Superior discharge energy density and efficiency in polymer nanocomposites induced by linear dielectric core–shell nanofibers

Zhongbin Pan; Lingmin Yao; Jinjun Liu; Xiaoyan Liu; Feipeng Pi; Jianwen Chen; Bo Shen; Jiwei Zhai

doi:10.1039/C8TC04555K

Superior discharge energy density and efficiency in polymer nanocomposites induced by linear dielectric core–shell nanofibers†

Zhongbin Pan,

*^abc Lingmin Yao,

^b Jinjun Liu,*^a Xiaoyan Liu,^b Feipeng Pi,^b Jianwen Chen,

^d Bo Shen^c and Jiwei Zhai*^c

Author affiliations

* Corresponding authors

^a School of Materials Science and Chemical Engineering, Ningbo University, Ningbo, Zhejiang, China
E-mail: panzhongbin@163.com, liujinjun1@nbu.edu.cn

^b School of Physics and Electronic Engineering, Guangzhou University, Guangzhou, China

^c School of Materials Science & Engineering, Tongji University, 4800 Caoan Road, Shanghai 201804, China
E-mail: apzhai@tongji.edu.cn

^d School of Electronic and Information Engineering, Foshan University, Foshan, China

Abstract

For superior performance capacitors, large discharge energy density along with high discharge efficiency, high power density, and ultrafast charging/discharging speed are desired.
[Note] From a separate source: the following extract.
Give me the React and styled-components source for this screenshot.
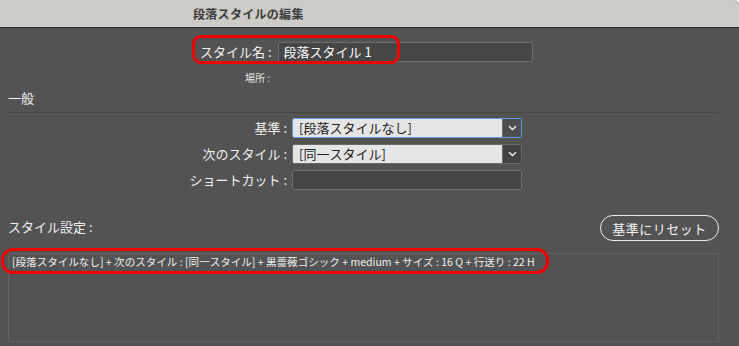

Herein, we design and prepare new high quality nanocomposite films containing linear dielectric core–shell SrTiO₃@Al₂O₃ nanofibers (ST@AO NFs) and poly(vinylidene fluoride) (PVDF) demonstrating remarkable energy storage performance. The experimental and finite element simulation results suggest that the incorporation of amorphous AO between the ST NFs and PVDF matrix could effectively improve the electric field strength, electric potential distribution, and current density of the nanocomposite films, resulting in greatly enhanced energy density and discharge efficiency. More importantly, the nanocomposite films loaded with 5 vol% ST@AO NFs show an outstanding discharge energy density of 15.3 J cm⁻³ at 475 MV m⁻¹ and maintain a high discharge efficiency of 68.52%. Moreover, the corresponding nanocomposite films illustrate an ultra-fast discharge rate of 127 ns. The promising overall dielectric properties offer a new insight into the development of next-generation dielectric capacitor materials.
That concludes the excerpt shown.